Multivariate regression models were implemented with STATA 13.0 software, which should be compatible with future software versions. The workflow for executing STATA do-files is to open the .dta file containing the tabular observation data, and then to execute the associated .do file containing the model specification.
Version changes
Feb-2025: Added the folders /QSS_STATA_Table1 and /JOI_STATA_Table_S3&S4, which contain tabular data and code that generate several multi-variate regressions using STATA 13 software; these models test relationships between the disruption index and various other publication-level covariates (team size, citations, and reference-list length) for millions of publications, as reported in the published companion articles.
Methods
Enclosed data accompany the following publications:
- Alexander M. Petersen, Felber Arroyave, Fabio Pammolli (2025). The disruption index suffers from citation inflation: re-analysis of temporal CD trend and relationship with team size reveal discrepancies. J. Informetrics 19, 101605 (2025). DOI:10.1016/j.joi.2024.101605
- Alexander M. Petersen, Felber Arroyave, Fabio Pammolli (2024). The disruption index is biased by citation inflation. Quantitative Science Studies 5, 936-953 (2024). DOI:10.1162/qss_a_00333
To summarize, enclosed are two types of data:
1) Empirical publication-level data accompanied by code (do-files) for running multi-variate regressions in STATA
2) Raw network data produced for 6 citation network scenarios. For each scenario, we include 4 synthetic networks each, for a total of 24 citation networks.

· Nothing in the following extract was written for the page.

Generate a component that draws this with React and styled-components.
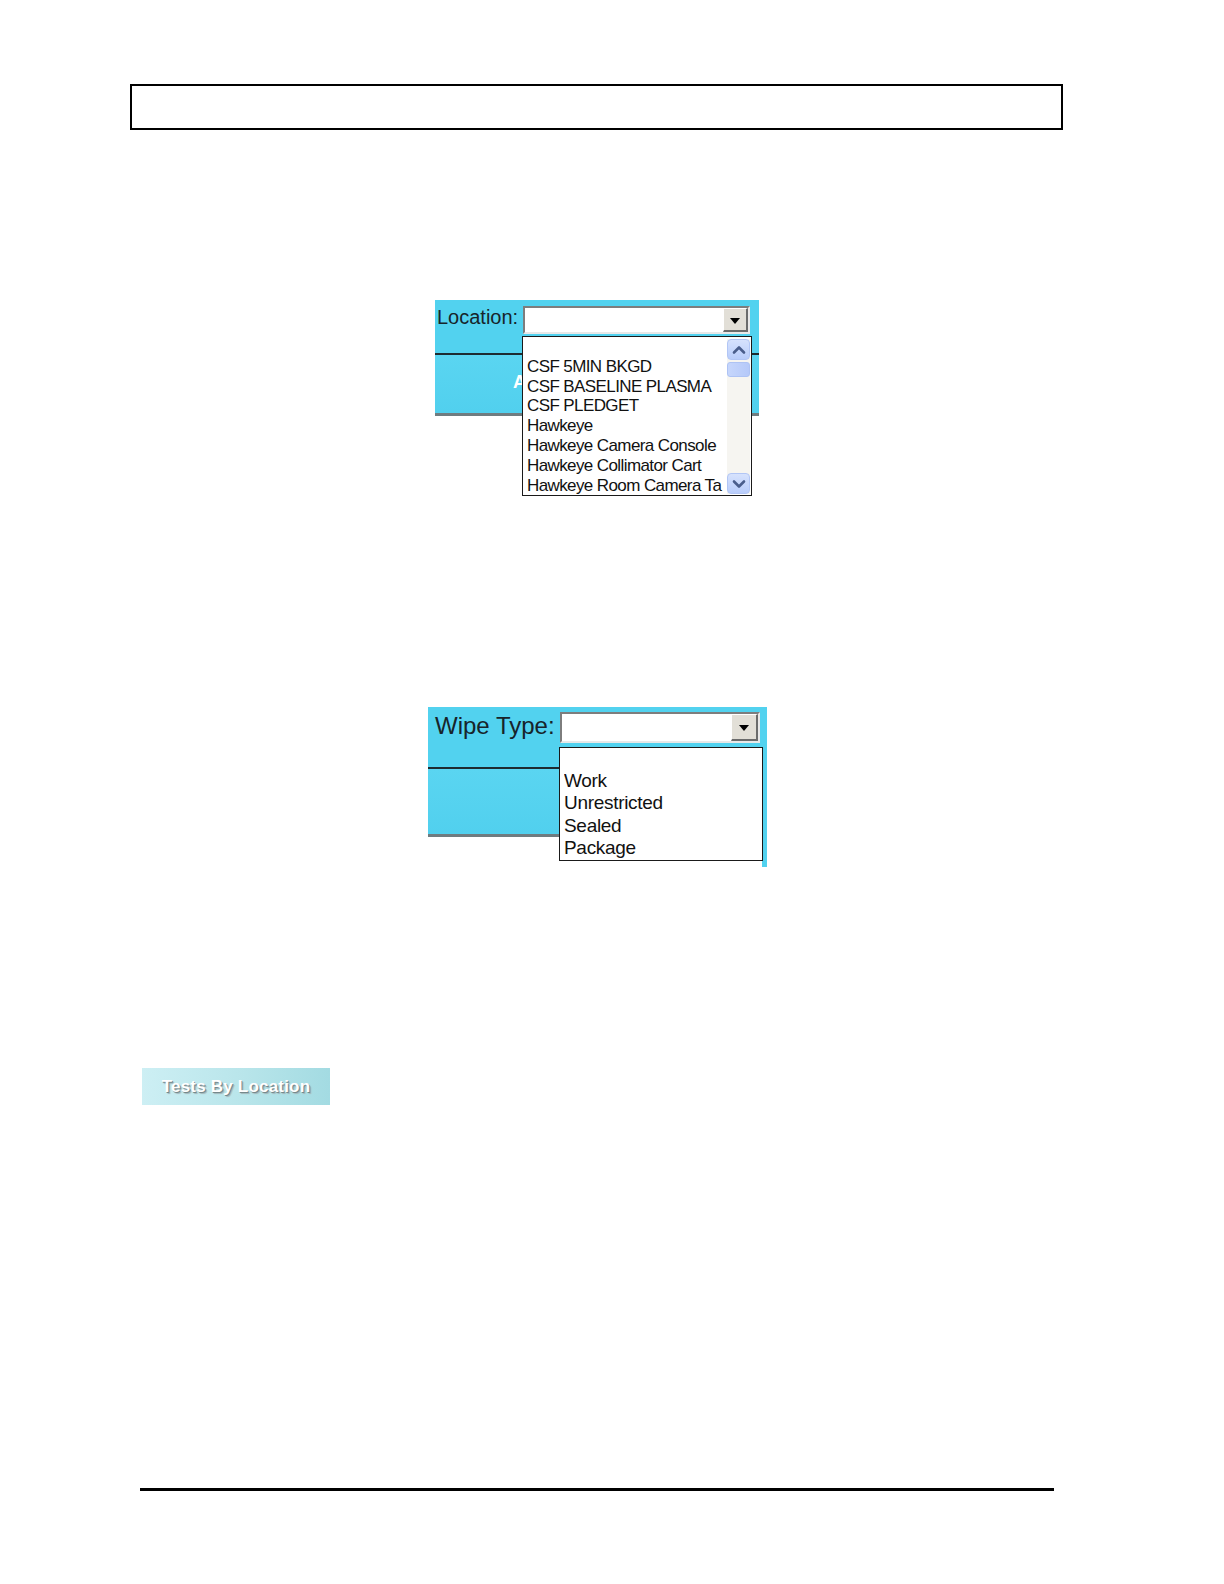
import React from "react";
import styled, { createGlobalStyle } from "styled-components";

const GlobalStyle = createGlobalStyle`
  html, body {
    margin: 0;
    padding: 0;
    background: #ffffff;
  }
  body {
    font-family: "Liberation Sans", Arial, sans-serif;
  }
`;

const Page = styled.div`
  width: 1224px;
  height: 1584px;
  display: flex;
  flex-direction: column;
  align-items: flex-start;
  box-sizing: border-box;
  overflow: hidden;
`;

const HeaderBox = styled.div`
  margin: 84px 0 0 130px;
  width: 933px;
  height: 46px;
  border: 2px solid #000;
  box-sizing: border-box;
`;

const Shot = styled.div`
  position: relative;
  margin-top: ${(p) => p.$top}px;
  margin-left: ${(p) => p.$left}px;
  width: ${(p) => p.$width}px;
  height: ${(p) => p.$height}px;
`;

const Panel = styled.div`
  background: #52d2ef;
  display: flex;
  flex-direction: column;
  border-bottom: 3px solid #6f7c80;
`;

const TopRow = styled.div`
  display: flex;
  align-items: flex-start;
  height: ${(p) => p.$height}px;
  padding: ${(p) => p.$padTop}px 0 0 ${(p) => p.$padLeft}px;
  box-sizing: border-box;
  border-bottom: 2px solid #1d2b30;
`;

const Label = styled.span`
  width: ${(p) => p.$width}px;
  flex: none;
  font-size: ${(p) => p.$size}px;
  line-height: ${(p) => p.$lh}px;
  color: #17242a;
  white-space: nowrap;
`;

const LowerArea = styled.div`
  height: ${(p) => p.$height}px;
  background: linear-gradient(180deg, #5ad5f1 0%, #51d0ee 100%);
  padding: 17px 0 0 78px;
  box-sizing: border-box;
`;

const HiddenCaption = styled.span`
  color: #ffffff;
  font-weight: bold;
  font-size: 18px;
  line-height: 20px;
`;

const Combo = styled.div`
  width: ${(p) => p.$width}px;
  height: ${(p) => p.$height}px;
  background: #fff;
  box-sizing: border-box;
  border-top: 2px solid #7d7d7d;
  border-left: 2px solid #7d7d7d;
  border-right: 2px solid #e8e8e8;
  border-bottom: 2px solid #e8e8e8;
  display: flex;
  justify-content: flex-end;
  align-items: stretch;
`;

const DropButton = styled.div`
  width: ${(p) => p.$width}px;
  background: #e2dfd7;
  box-sizing: border-box;
  border-top: 1px solid #ffffff;
  border-left: 1px solid #ffffff;
  border-right: 2px solid #6b6b6b;
  border-bottom: 2px solid #6b6b6b;
  display: flex;
  align-items: center;
  justify-content: center;
`;

const Arrow = styled.div`
  width: 0;
  height: 0;
  border-left: 5px solid transparent;
  border-right: 5px solid transparent;
  border-top: 6px solid #000;
  margin-top: 2px;
`;

const DropList = styled.div`
  position: absolute;
  left: ${(p) => p.$left}px;
  top: ${(p) => p.$top}px;
  width: ${(p) => p.$width}px;
  height: ${(p) => p.$height}px;
  background: #fff;
  border: 1px solid #1a1a1a;
  box-sizing: border-box;
  display: flex;
  overflow: hidden;
`;

const Options = styled.div`
  flex: 1;
  display: flex;
  flex-direction: column;
  padding-left: ${(p) => p.$padLeft}px;
  overflow: hidden;
`;

const Option = styled.div`
  flex: none;
  height: ${(p) => p.$row}px;
  line-height: ${(p) => p.$row}px;
  font-size: ${(p) => p.$size}px;
  letter-spacing: ${(p) => p.$spacing}px;
  color: #111;
  white-space: nowrap;
  overflow: hidden;
`;

const ScrollTrack = styled.div`
  width: 23px;
  margin: 2px 1px 1px 0;
  background: #f6f5f1;
  display: flex;
  flex-direction: column;
  justify-content: space-between;
`;

const ScrollTop = styled.div`
  display: flex;
  flex-direction: column;
  gap: 2px;
`;

const ScrollButton = styled.div`
  height: 21px;
  border-radius: 4px;
  background: linear-gradient(180deg, #d6e2fd 0%, #b9cdfb 100%);
  border: 1px solid #b2c6f5;
  box-sizing: border-box;
  display: flex;
  align-items: center;
  justify-content: center;
`;

const Thumb = styled.div`
  height: 15px;
  border-radius: 3px;
  background: linear-gradient(90deg, #c6d6fc 0%, #b5c9f9 100%);
  border: 1px solid #aec3f4;
  box-sizing: border-box;
`;

const RightStrip = styled.div`
  position: absolute;
  right: 0;
  top: 0;
  width: 5px;
  height: 100%;
  background: #52d2ef;
`;

const ToolButton = styled.div`
  margin: 201px 0 0 142px;
  width: 188px;
  height: 37px;
  background: linear-gradient(90deg, #cdeff4 0%, #b8e5ea 55%, #a3dbe2 100%);
  display: flex;
  align-items: center;
  justify-content: center;
  font-family: "Liberation Sans", Arial, sans-serif;
  font-weight: bold;
  font-size: 17px;
  color: #ffffff;
  text-shadow: 1px 1px 0 #76898c, 2px 2px 1px #a3b6b9;
  letter-spacing: 0.2px;
`;

const FooterRule = styled.div`
  margin: 383px 0 0 140px;
  width: 914px;
  height: 3px;
  background: #000;
`;

const Chevron = ({ down }) => (
  <svg width="14" height="10" viewBox="0 0 14 10">
    <path
      d={down ? "M2 2.5 L7 7.5 L12 2.5" : "M2 7.5 L7 2.5 L12 7.5"}
      fill="none"
      stroke="#4a5e8c"
      strokeWidth="2.6"
      strokeLinecap="round"
      strokeLinejoin="round"
    />
  </svg>
);

const locations = [
  "",
  "CSF 5MIN BKGD",
  "CSF BASELINE PLASMA",
  "CSF PLEDGET",
  "Hawkeye",
  "Hawkeye Camera Console",
  "Hawkeye Collimator Cart",
  "Hawkeye Room Camera Ta",
];

const wipeTypes = ["", "Work", "Unrestricted", "Sealed", "Package"];

export default function App() {
  return (
    <Page>
      <GlobalStyle />
      <HeaderBox />

      <Shot $top={170} $left={435} $width={324} $height={196}>
        <Panel>
          <TopRow $height={55} $padTop={6} $padLeft={2}>
            <Label $width={86} $size={20} $lh={22}>
              Location:
            </Label>
            <Combo $width={227} $height={28}>
              <DropButton $width={25}>
                <Arrow />
              </DropButton>
            </Combo>
          </TopRow>
          <LowerArea $height={58}>
            <HiddenCaption>Add</HiddenCaption>
          </LowerArea>
        </Panel>
        <DropList $left={87} $top={36} $width={230} $height={160}>
          <Options $padLeft={4}>
            {locations.map((item, i) => (
              <Option key={i} $row={19.8} $size={17} $spacing={-0.6}>
                {item}
              </Option>
            ))}
          </Options>
          <ScrollTrack>
            <ScrollTop>
              <ScrollButton>
                <Chevron />
              </ScrollButton>
              <Thumb />
            </ScrollTop>
            <ScrollButton>
              <Chevron down />
            </ScrollButton>
          </ScrollTrack>
        </DropList>
      </Shot>

      <Shot $top={211} $left={428} $width={339} $height={160}>
        <Panel>
          <TopRow $height={62} $padTop={5} $padLeft={7}>
            <Label $width={125} $size={24} $lh={28}>
              Wipe Type:
            </Label>
            <Combo $width={200} $height={31}>
              <DropButton $width={27}>
                <Arrow />
              </DropButton>
            </Combo>
          </TopRow>
          <LowerArea $height={65} />
        </Panel>
        <RightStrip />
        <DropList $left={131} $top={40} $width={204} $height={114}>
          <Options $padLeft={4}>
            {wipeTypes.map((item, i) => (
              <Option key={i} $row={22.2} $size={19} $spacing={-0.3}>
                {item}
              </Option>
            ))}
          </Options>
        </DropList>
      </Shot>

      <ToolButton>Tests By Location</ToolButton>

      <FooterRule />
    </Page>
  );
}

Each citation network is comprised of 125270 nodes that were systematically added in cohorts, therefore representing a null model for evolving citation networks, and thereby useful for benchmarking existing and new bibliometric measures. These data were generated using a synthetic citation network model developed and reported in:
Pan, R. K., Petersen, A. M., Pammolli, F. & Fortunato, S. The memory of science: Inflation, myopia, and the knowledge network. Journal of Informetrics 12, 656–678 (2018).
Usage notes
Enclosed code was developed using 1) STATA 13.0 and 2) Mathematica 13 software, both of which should be backwards compatible with newer software verions. The document README.pdf provides detailed descriptions of the enclosed data and code.